• **MATERIAL PROVIDED**:
^^^^
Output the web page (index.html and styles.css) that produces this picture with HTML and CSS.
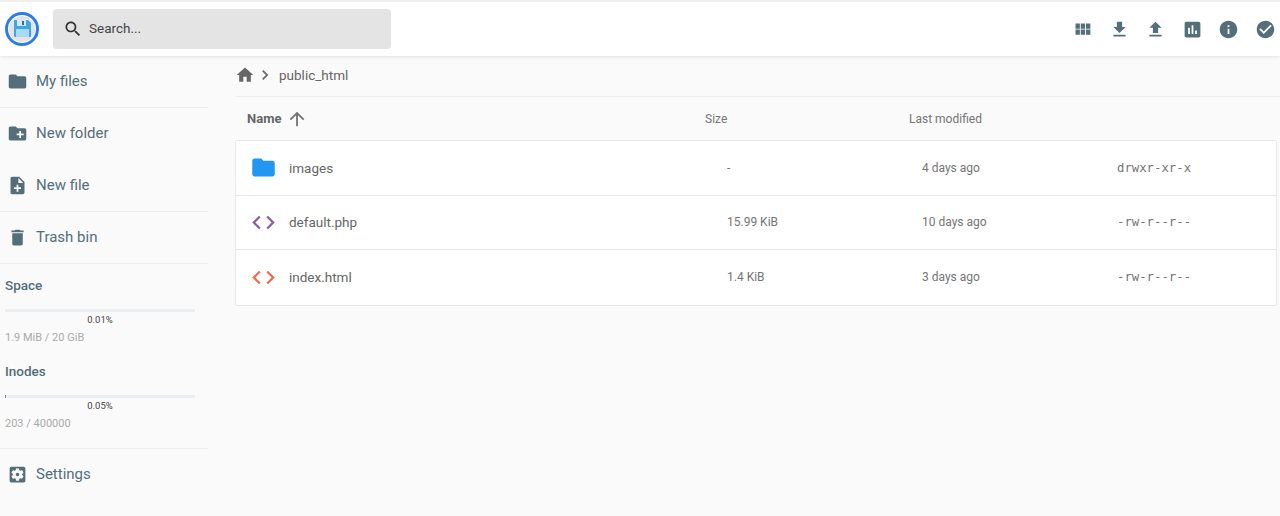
FILE: index.html
```html
<!DOCTYPE html>
<html lang="en">
<head>
  <meta charset="UTF-8">
  <meta name="viewport" content="width=device-width, initial-scale=1.0">
  <title>File Browser</title>
  <link rel="stylesheet" href="styles.css">
</head>
<body>
  <header class="top-bar">
    <div class="logo">
      <svg viewBox="0 0 34 34" width="34" height="34">
        <circle cx="17" cy="17" r="15.5" fill="#fff" stroke="#2b7de9" stroke-width="3"/>
        <circle cx="17" cy="17" r="13" fill="#e4e4e4"/>
        <path d="M10 8h13l3 3v13a1 1 0 0 1-1 1H10a1 1 0 0 1-1-1V9a1 1 0 0 1 1-1z" fill="#42a5e5"/>
        <rect x="12" y="8" width="9" height="6" fill="#cfeafa"/>
        <rect x="17" y="9" width="2" height="4" fill="#2b6f9e"/>
        <rect x="11" y="17" width="13" height="8" fill="#a9daf5"/>
      </svg>
    </div>
    <div class="search">
      <svg class="search-icon" viewBox="0 0 24 24"><path d="M15.5 14h-.79l-.28-.27C15.41 12.59 16 11.11 16 9.5 16 5.91 13.09 3 9.5 3S3 5.91 3 9.5 5.91 16 9.5 16c1.61 0 3.09-.59 4.23-1.57l.27.28v.79l5 4.99L20.49 19l-4.99-5zm-6 0C7.01 14 5 11.99 5 9.5S7.01 5 9.5 5 14 7.01 14 9.5 11.99 14 9.5 14z"/></svg>
      <span>Search...</span>
    </div>
    <div class="actions">
      <svg class="icon" viewBox="0 0 24 24"><path d="M4 11h5V5H4v6zm0 7h5v-6H4v6zm6 0h5v-6h-5v6zm6 0h5v-6h-5v6zm-6-7h5V5h-5v6zm6-6v6h5V5h-5z"/></svg>
      <svg class="icon" viewBox="0 0 24 24"><path d="M19 9h-4V3H9v6H5l7 7 7-7zM5 18v2h14v-2H5z"/></svg>
      <svg class="icon" viewBox="0 0 24 24"><path d="M9 16h6v-6h4l-7-7-7 7h4v6zm-4 2h14v2H5v-2z"/></svg>
      <svg class="icon" viewBox="0 0 24 24"><path d="M19 3H5c-1.1 0-2 .9-2 2v14c0 1.1.9 2 2 2h14c1.1 0 2-.9 2-2V5c0-1.1-.9-2-2-2zM9 17H7v-7h2v7zm4 0h-2V7h2v10zm4 0h-2v-4h2v4z"/></svg>
      <svg class="icon" viewBox="0 0 24 24"><path d="M12 2C6.48 2 2 6.48 2 12s4.48 10 10 10 10-4.48 10-10S17.52 2 12 2zm1 15h-2v-6h2v6zm0-8h-2V7h2v2z"/></svg>
      <svg class="icon" viewBox="0 0 24 24"><path d="M12 2C6.48 2 2 6.48 2 12s4.48 10 10 10 10-4.48 10-10S17.52 2 12 2zm-2 15l-5-5 1.41-1.41L10 14.17l7.59-7.59L19 8l-9 9z"/></svg>
    </div>
  </header>

  <div class="layout">
    <nav class="sidebar">
      <div class="nav-group">
        <a class="nav-item">
          <svg class="icon" viewBox="0 0 24 24"><path d="M10 4H4c-1.1 0-1.99.9-1.99 2L2 18c0 1.1.9 2 2 2h16c1.1 0 2-.9 2-2V8c0-1.1-.9-2-2-2h-8l-2-2z"/></svg>
          <span>My files</span>
        </a>
      </div>
      <div class="nav-group">
        <a class="nav-item">
          <svg class="icon" viewBox="0 0 24 24"><path d="M20 6h-8l-2-2H4c-1.11 0-1.99.89-1.99 2L2 18c0 1.11.89 2 2 2h16c1.11 0 2-.89 2-2V8c0-1.11-.89-2-2-2zm-1 8h-3v3h-2v-3h-3v-2h3V9h2v3h3v2z"/></svg>
          <span>New folder</span>
        </a>
        <a class="nav-item">
          <svg class="icon" viewBox="0 0 24 24"><path d="M14 2H6c-1.1 0-1.99.9-1.99 2L4 20c0 1.1.89 2 1.99 2H18c1.1 0 2-.9 2-2V8l-6-6zm2 14h-3v3h-2v-3H8v-2h3v-3h2v3h3v2zm-3-7V3.5L18.5 9H13z"/></svg>
          <span>New file</span>
        </a>
      </div>
      <div class="nav-group">
        <a class="nav-item">
          <svg class="icon" viewBox="0 0 24 24"><path d="M6 19c0 1.1.9 2 2 2h8c1.1 0 2-.9 2-2V7H6v12zM19 4h-3.5l-1-1h-5l-1 1H5v2h14V4z"/></svg>
          <span>Trash bin</span>
        </a>
      </div>
      <div class="nav-group usage">
        <div class="usage-block">
          <h4>Space</h4>
          <div class="bar"></div>
          <div class="percent">0.01%</div>
          <div class="amount">1.9 MiB / 20 GiB</div>
        </div>
        <div class="usage-block">
          <h4>Inodes</h4>
          <div class="bar"><div class="bar-fill" style="width: 1px"></div></div>
          <div class="percent">0.05%</div>
          <div class="amount">203 / 400000</div>
        </div>
      </div>
      <div class="nav-group">
        <a class="nav-item">
          <svg class="icon" viewBox="0 0 24 24"><path d="M12 10c-1.1 0-2 .9-2 2s.9 2 2 2 2-.9 2-2-.9-2-2-2zm7-7H5c-1.11 0-2 .9-2 2v14c0 1.1.89 2 2 2h14c1.11 0 2-.9 2-2V5c0-1.1-.89-2-2-2zm-1.75 9c0 .23-.02.46-.05.68l1.48 1.16c.13.11.17.3.08.45l-1.4 2.42c-.09.15-.27.21-.43.15l-1.74-.7c-.36.28-.76.51-1.18.69l-.26 1.85c-.03.17-.18.3-.35.3h-2.8c-.17 0-.32-.13-.35-.29l-.26-1.85c-.43-.18-.82-.41-1.18-.69l-1.74.7c-.16.06-.34 0-.43-.15l-1.4-2.42c-.09-.15-.05-.34.08-.45l1.48-1.16c-.03-.23-.05-.46-.05-.69 0-.23.02-.46.05-.68l-1.48-1.16c-.13-.11-.17-.3-.08-.45l1.4-2.42c.09-.15.27-.21.43-.15l1.74.7c.36-.28.76-.51 1.18-.69l.26-1.85c.03-.17.18-.3.35-.3h2.8c.17 0 .32.13.35.29l.26 1.85c.43.18.82.41 1.18.69l1.74-.7c.16-.06.34 0 .43.15l1.4 2.42c.09.15.05.34-.08.45l-1.48 1.16c.03.23.05.46.05.69z"/></svg>
          <span>Settings</span>
        </a>
      </div>
    </nav>

    <main class="content">
      <div class="breadcrumbs">
        <svg class="crumb-home" viewBox="0 0 24 24"><path d="M10 20v-6h4v6h5v-8h3L12 3 2 12h3v8z"/></svg>
        <svg class="crumb-sep" viewBox="0 0 24 24"><path d="M10 6L8.59 7.41 13.17 12l-4.58 4.59L10 18l6-6z"/></svg>
        <span>public_html</span>
      </div>

      <div class="list-head">
        <div class="head-name">
          <span>Name</span>
          <svg viewBox="0 0 24 24"><path d="M4 12l1.41 1.41L11 7.83V20h2V7.83l5.58 5.59L20 12l-8-8-8 8z"/></svg>
        </div>
        <div class="head-size">Size</div>
        <div class="head-date">Last modified</div>
      </div>

      <div class="file-list">
        <div class="file-row">
          <svg class="file-icon folder" viewBox="0 0 24 24"><path d="M10 4H4c-1.1 0-1.99.9-1.99 2L2 18c0 1.1.9 2 2 2h16c1.1 0 2-.9 2-2V8c0-1.1-.9-2-2-2h-8l-2-2z"/></svg>
          <div class="file-name">images</div>
          <div class="file-size">-</div>
          <div class="file-date">4 days ago</div>
          <div class="file-perm">drwxr-xr-x</div>
        </div>
        <div class="file-row">
          <svg class="file-icon php" viewBox="0 0 24 24"><path d="M9.4 16.6L4.8 12l4.6-4.6L8 6l-6 6 6 6 1.4-1.4zm5.2 0l4.6-4.6-4.6-4.6L16 6l6 6-6 6-1.4-1.4z"/></svg>
          <div class="file-name">default.php</div>
          <div class="file-size">15.99 KiB</div>
          <div class="file-date">10 days ago</div>
          <div class="file-perm">-rw-r--r--</div>
        </div>
        <div class="file-row">
          <svg class="file-icon html" viewBox="0 0 24 24"><path d="M9.4 16.6L4.8 12l4.6-4.6L8 6l-6 6 6 6 1.4-1.4zm5.2 0l4.6-4.6-4.6-4.6L16 6l6 6-6 6-1.4-1.4z"/></svg>
          <div class="file-name">index.html</div>
          <div class="file-size">1.4 KiB</div>
          <div class="file-date">3 days ago</div>
          <div class="file-perm">-rw-r--r--</div>
        </div>
      </div>
    </main>
  </div>
</body>
</html>
```

FILE: styles.css
```css
body {
  margin: 0;
  padding: 0;
  font-family: Roboto, "Liberation Sans", sans-serif;
  background-color: #fafafa;
  color: #546e7a;
  height: 516px;
  overflow: hidden;
}

.icon {
  width: 21px;
  height: 21px;
  fill: #546e7a;
  flex: none;
}

.top-bar {
  display: flex;
  align-items: center;
  height: 54px;
  background-color: #fff;
  border-top: 2px solid #f0f0f0;
  box-shadow: 0 1px 3px rgba(0, 0, 0, 0.1);
  position: relative;
}

.logo {
  display: flex;
  margin-left: 5px;
  margin-right: 14px;
}

.search {
  display: flex;
  align-items: center;
  width: 338px;
  height: 40px;
  margin-top: -1px;
  background-color: #e4e4e4;
  border-radius: 4px;
  color: #444;
  font-size: 13.5px;
}

.search span {
  padding-bottom: 2px;
}

.search-icon {
  width: 20px;
  height: 20px;
  fill: #333;
  margin-left: 10px;
  margin-right: 6px;
}

.actions {
  display: flex;
  gap: 15.5px;
  margin-left: auto;
  margin-right: 4.5px;
}

.layout {
  display: flex;
}

.sidebar {
  width: 208px;
  flex: none;
}

.nav-group {
  border-bottom: 1px solid #eee;
}

.nav-group:last-child {
  border-bottom: none;
}

.nav-item {
  display: flex;
  align-items: center;
  gap: 8px;
  height: 51.3px;
  padding-left: 7px;
  font-size: 15px;
}

.nav-item span {
  padding-bottom: 1px;
}

.usage {
  padding: 12.5px 0 17px 5px;
}

.usage-block + .usage-block {
  margin-top: 18px;
}

.usage h4 {
  margin: 0 0 16px;
  font-size: 13.5px;
  font-weight: 500;
  line-height: 16px;
  color: #546e7a;
}

.bar {
  width: 190px;
  height: 3px;
  background-color: #eceff1;
}

.bar-fill {
  height: 3px;
  background-color: #40a4d8;
}

.percent {
  width: 190px;
  margin-top: 1px;
  text-align: center;
  font-size: 9.5px;
  line-height: 14px;
  color: #444;
}

.amount {
  margin-top: 4px;
  font-size: 11px;
  line-height: 14px;
  color: #aaa;
}

.content {
  flex: 1;
  margin-left: 28px;
  color: #666;
}

.breadcrumbs {
  display: flex;
  align-items: center;
  height: 38px;
  padding-bottom: 2px;
  border-bottom: 1px solid #eee;
  font-size: 13.5px;
  color: #666;
}

.crumb-home {
  width: 20px;
  height: 20px;
  fill: #666;
  margin-left: -1px;
}

.crumb-sep {
  width: 20px;
  height: 20px;
  fill: #666;
  margin-right: 4px;
}

.list-head {
  display: grid;
  grid-template-columns: 458px 204px 1fr;
  align-items: center;
  height: 43px;
  padding-left: 11px;
  font-size: 12px;
  color: #757575;
}

.head-name {
  display: flex;
  align-items: center;
  gap: 5px;
  font-size: 13px;
  font-weight: 700;
  color: #666;
}

.head-name svg {
  width: 22px;
  height: 22px;
  fill: #757575;
}

.file-list {
  width: 1040px;
  margin-left: -1px;
  background-color: #fff;
  border: 1px solid #e8e8e8;
  border-radius: 2px;
}

.file-row {
  display: grid;
  grid-template-columns: 53px 438px 195px 195px 1fr;
  align-items: center;
  box-sizing: border-box;
  height: 54.5px;
  border-bottom: 1px solid #e8e8e8;
  font-size: 12px;
  color: #757575;
}

.file-row:last-child {
  border-bottom: none;
}

.file-icon {
  width: 27px;
  height: 27px;
  margin-left: 13.5px;
}

.folder {
  fill: #2196f3;
}

.php {
  fill: #8e5ba8;
}

.html {
  fill: #ef6c4a;
}

.file-name {
  font-size: 13.5px;
  color: #666;
}

.file-perm {
  font-family: "DejaVu Sans Mono", monospace;
  font-size: 12.3px;
}
```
^^^^
• **TASK GOAL**: Wherever "styles" shows up in a line, copy that line.

• **RESULT OF THE TASK**:
Output the web page (index.html and styles.css) that produces this picture with HTML and CSS.
  <link rel="stylesheet" href="styles.css">
FILE: styles.css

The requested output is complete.